#### Recorded data ####

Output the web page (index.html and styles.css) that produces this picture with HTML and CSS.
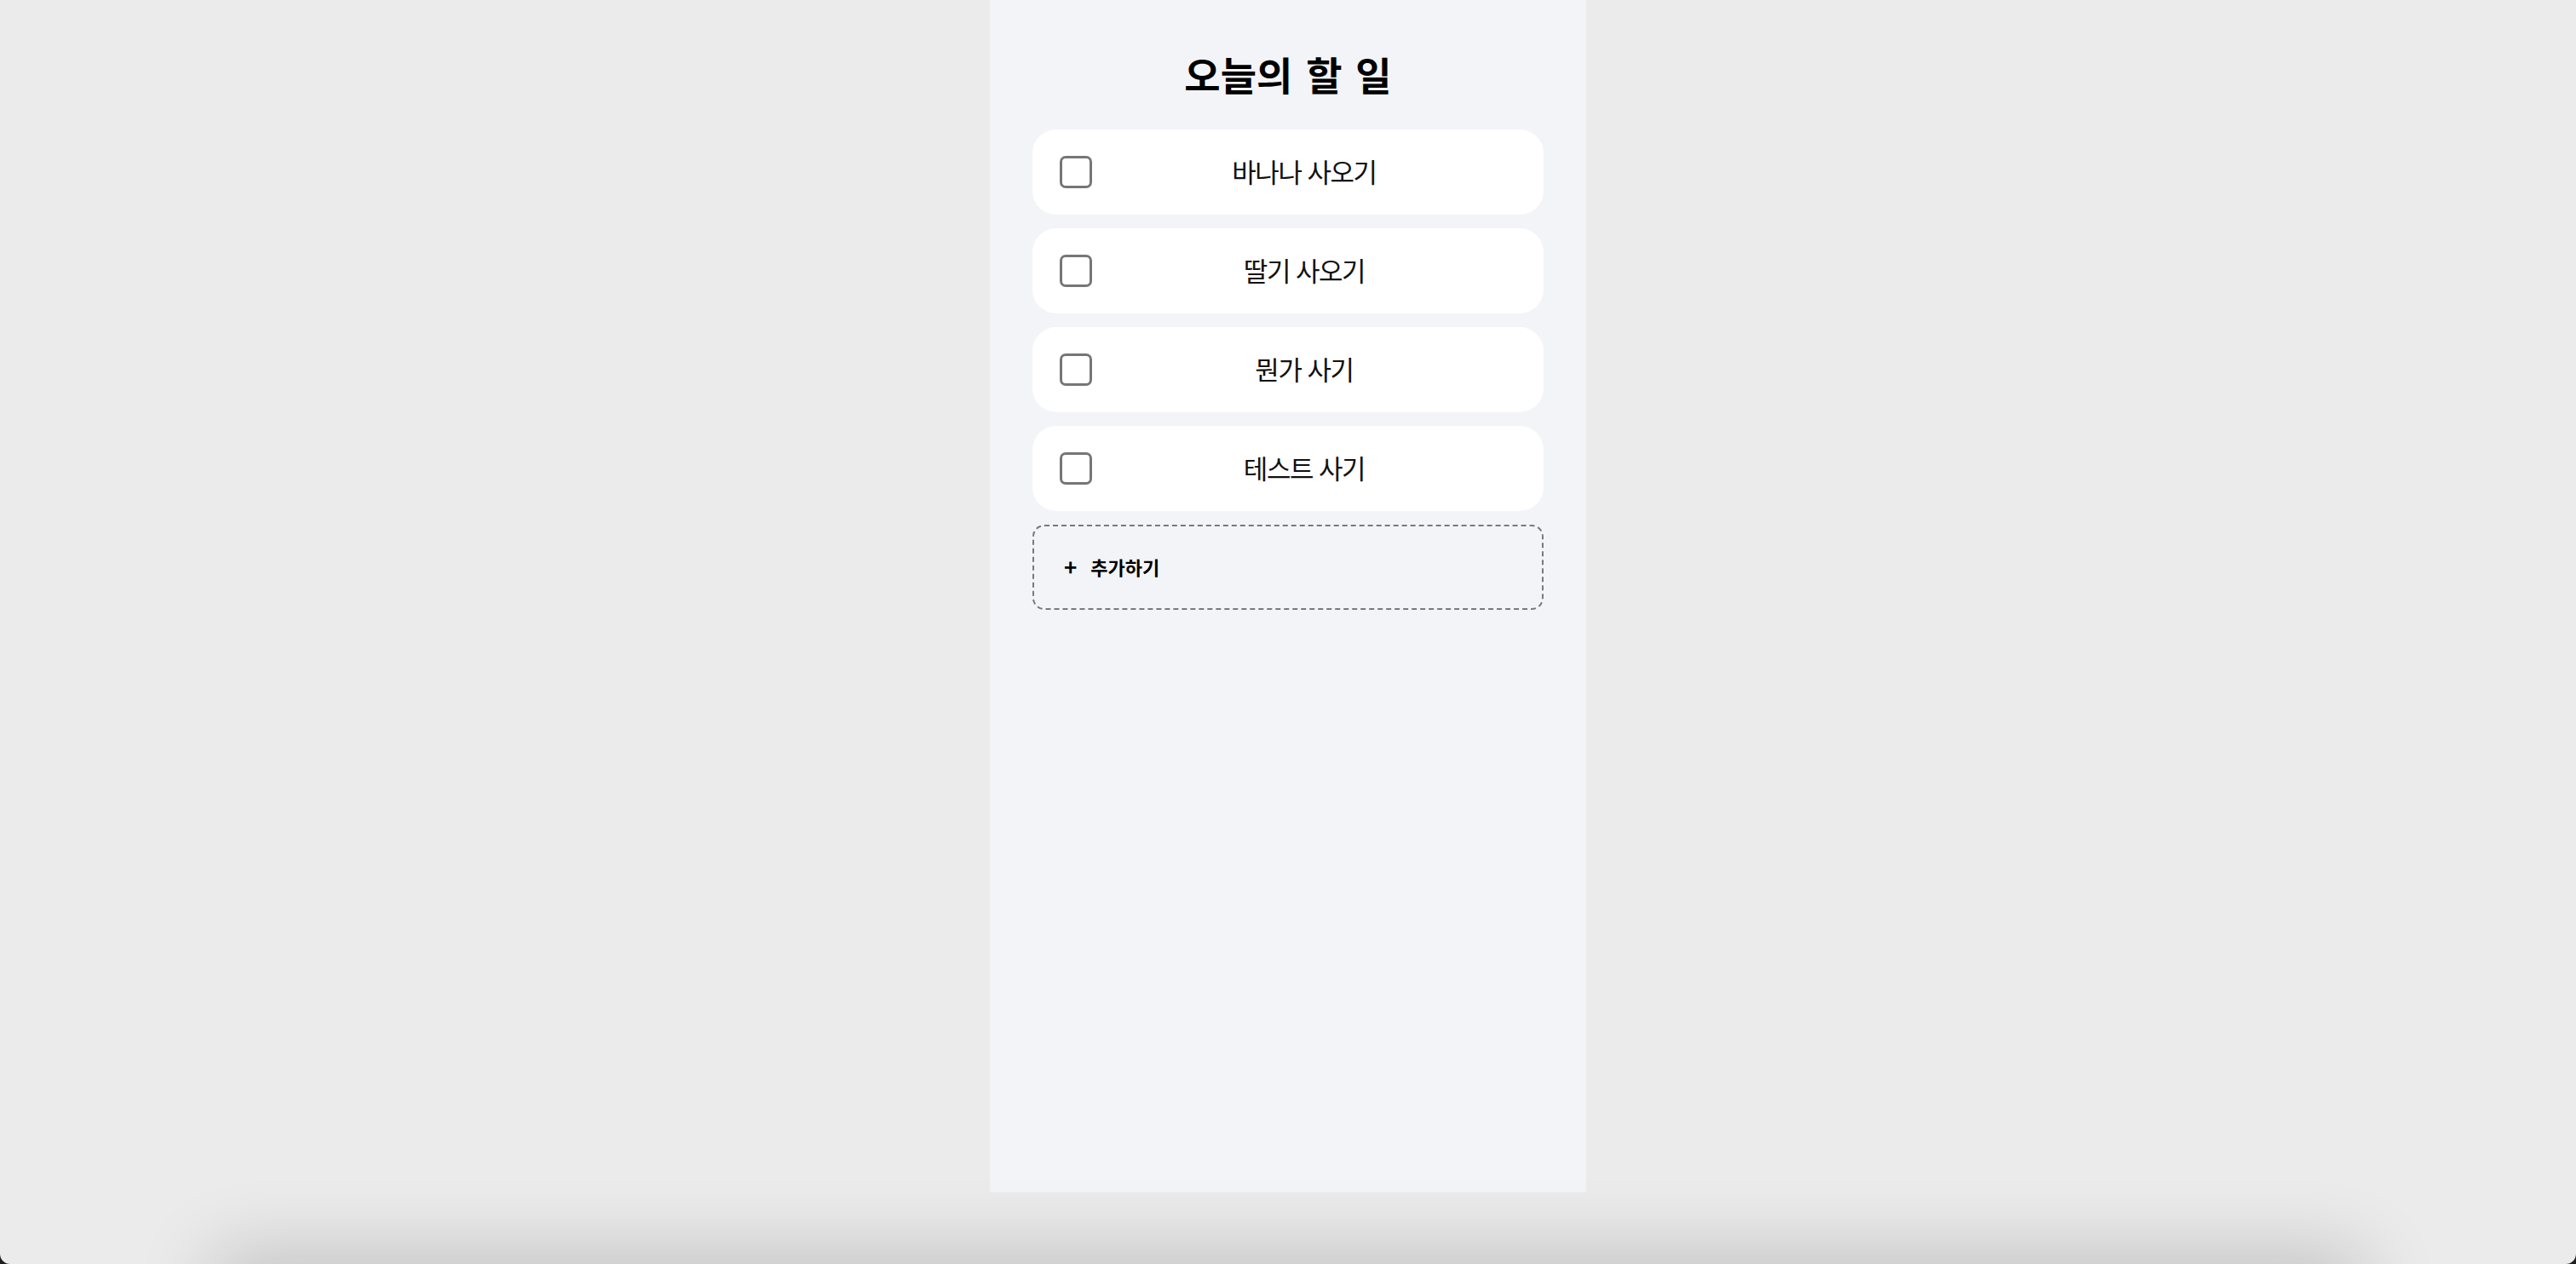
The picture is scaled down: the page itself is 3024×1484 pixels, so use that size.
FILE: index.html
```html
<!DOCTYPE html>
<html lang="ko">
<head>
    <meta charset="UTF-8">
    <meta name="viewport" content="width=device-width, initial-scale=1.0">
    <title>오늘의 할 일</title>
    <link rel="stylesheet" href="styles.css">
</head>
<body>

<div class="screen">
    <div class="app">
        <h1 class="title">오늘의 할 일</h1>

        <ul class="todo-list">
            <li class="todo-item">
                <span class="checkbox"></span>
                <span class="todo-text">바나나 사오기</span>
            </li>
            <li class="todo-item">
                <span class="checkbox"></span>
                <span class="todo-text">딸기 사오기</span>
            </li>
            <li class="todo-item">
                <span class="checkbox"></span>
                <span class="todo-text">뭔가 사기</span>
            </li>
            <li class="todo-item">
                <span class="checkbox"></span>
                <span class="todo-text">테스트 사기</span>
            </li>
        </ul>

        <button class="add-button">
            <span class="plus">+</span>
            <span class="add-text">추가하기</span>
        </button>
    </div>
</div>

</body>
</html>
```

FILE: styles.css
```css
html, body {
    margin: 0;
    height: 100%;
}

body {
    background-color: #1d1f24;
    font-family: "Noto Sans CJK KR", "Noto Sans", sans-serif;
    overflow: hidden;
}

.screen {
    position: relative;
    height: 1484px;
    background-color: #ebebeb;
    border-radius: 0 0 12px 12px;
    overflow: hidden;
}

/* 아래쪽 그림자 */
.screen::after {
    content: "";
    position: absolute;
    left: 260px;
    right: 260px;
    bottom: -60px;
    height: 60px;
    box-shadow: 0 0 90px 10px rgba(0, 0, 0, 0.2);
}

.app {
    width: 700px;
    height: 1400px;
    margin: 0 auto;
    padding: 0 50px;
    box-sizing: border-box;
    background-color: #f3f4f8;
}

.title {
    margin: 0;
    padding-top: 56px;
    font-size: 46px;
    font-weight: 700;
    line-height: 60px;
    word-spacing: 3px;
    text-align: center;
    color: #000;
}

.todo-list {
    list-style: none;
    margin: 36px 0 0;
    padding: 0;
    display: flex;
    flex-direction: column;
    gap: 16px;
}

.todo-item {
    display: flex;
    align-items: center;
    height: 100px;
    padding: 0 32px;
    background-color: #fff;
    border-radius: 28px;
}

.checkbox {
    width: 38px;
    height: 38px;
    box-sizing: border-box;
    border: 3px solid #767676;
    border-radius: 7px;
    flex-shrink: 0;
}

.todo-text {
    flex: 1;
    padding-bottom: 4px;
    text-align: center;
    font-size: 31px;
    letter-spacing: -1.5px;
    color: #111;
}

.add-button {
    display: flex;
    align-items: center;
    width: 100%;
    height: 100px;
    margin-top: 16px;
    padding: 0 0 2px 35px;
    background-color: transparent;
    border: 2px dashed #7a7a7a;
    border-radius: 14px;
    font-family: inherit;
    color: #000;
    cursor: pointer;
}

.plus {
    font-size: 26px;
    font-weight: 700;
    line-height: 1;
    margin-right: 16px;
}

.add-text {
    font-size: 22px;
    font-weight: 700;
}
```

####

▸ **To do**:
Copy the data character for character, but drop all pictures from the copy.

▸ **Solved problem**:
Output the web page (index.html and styles.css) that produces this picture with HTML and CSS.
The picture is scaled down: the page itself is 3024×1484 pixels, so use that size.
FILE: index.html
```html
<!DOCTYPE html>
<html lang="ko">
<head>
    <meta charset="UTF-8">
    <meta name="viewport" content="width=device-width, initial-scale=1.0">
    <title>오늘의 할 일</title>
    <link rel="stylesheet" href="styles.css">
</head>
<body>

<div class="screen">
    <div class="app">
        <h1 class="title">오늘의 할 일</h1>

        <ul class="todo-list">
            <li class="todo-item">
                <span class="checkbox"></span>
                <span class="todo-text">바나나 사오기</span>
            </li>
            <li class="todo-item">
                <span class="checkbox"></span>
                <span class="todo-text">딸기 사오기</span>
            </li>
            <li class="todo-item">
                <span class="checkbox"></span>
                <span class="todo-text">뭔가 사기</span>
            </li>
            <li class="todo-item">
                <span class="checkbox"></span>
                <span class="todo-text">테스트 사기</span>
            </li>
        </ul>

        <button class="add-button">
            <span class="plus">+</span>
            <span class="add-text">추가하기</span>
        </button>
    </div>
</div>

</body>
</html>
```

FILE: styles.css
```css
html, body {
    margin: 0;
    height: 100%;
}

body {
    background-color: #1d1f24;
    font-family: "Noto Sans CJK KR", "Noto Sans", sans-serif;
    overflow: hidden;
}

.screen {
    position: relative;
    height: 1484px;
    background-color: #ebebeb;
    border-radius: 0 0 12px 12px;
    overflow: hidden;
}

/* 아래쪽 그림자 */
.screen::after {
    content: "";
    position: absolute;
    left: 260px;
    right: 260px;
    bottom: -60px;
    height: 60px;
    box-shadow: 0 0 90px 10px rgba(0, 0, 0, 0.2);
}

.app {
    width: 700px;
    height: 1400px;
    margin: 0 auto;
    padding: 0 50px;
    box-sizing: border-box;
    background-color: #f3f4f8;
}

.title {
    margin: 0;
    padding-top: 56px;
    font-size: 46px;
    font-weight: 700;
    line-height: 60px;
    word-spacing: 3px;
    text-align: center;
    color: #000;
}

.todo-list {
    list-style: none;
    margin: 36px 0 0;
    padding: 0;
    display: flex;
    flex-direction: column;
    gap: 16px;
}

.todo-item {
    display: flex;
    align-items: center;
    height: 100px;
    padding: 0 32px;
    background-color: #fff;
    border-radius: 28px;
}

.checkbox {
    width: 38px;
    height: 38px;
    box-sizing: border-box;
    border: 3px solid #767676;
    border-radius: 7px;
    flex-shrink: 0;
}

.todo-text {
    flex: 1;
    padding-bottom: 4px;
    text-align: center;
    font-size: 31px;
    letter-spacing: -1.5px;
    color: #111;
}

.add-button {
    display: flex;
    align-items: center;
    width: 100%;
    height: 100px;
    margin-top: 16px;
    padding: 0 0 2px 35px;
    background-color: transparent;
    border: 2px dashed #7a7a7a;
    border-radius: 14px;
    font-family: inherit;
    color: #000;
    cursor: pointer;
}

.plus {
    font-size: 26px;
    font-weight: 700;
    line-height: 1;
    margin-right: 16px;
}

.add-text {
    font-size: 22px;
    font-weight: 700;
}
```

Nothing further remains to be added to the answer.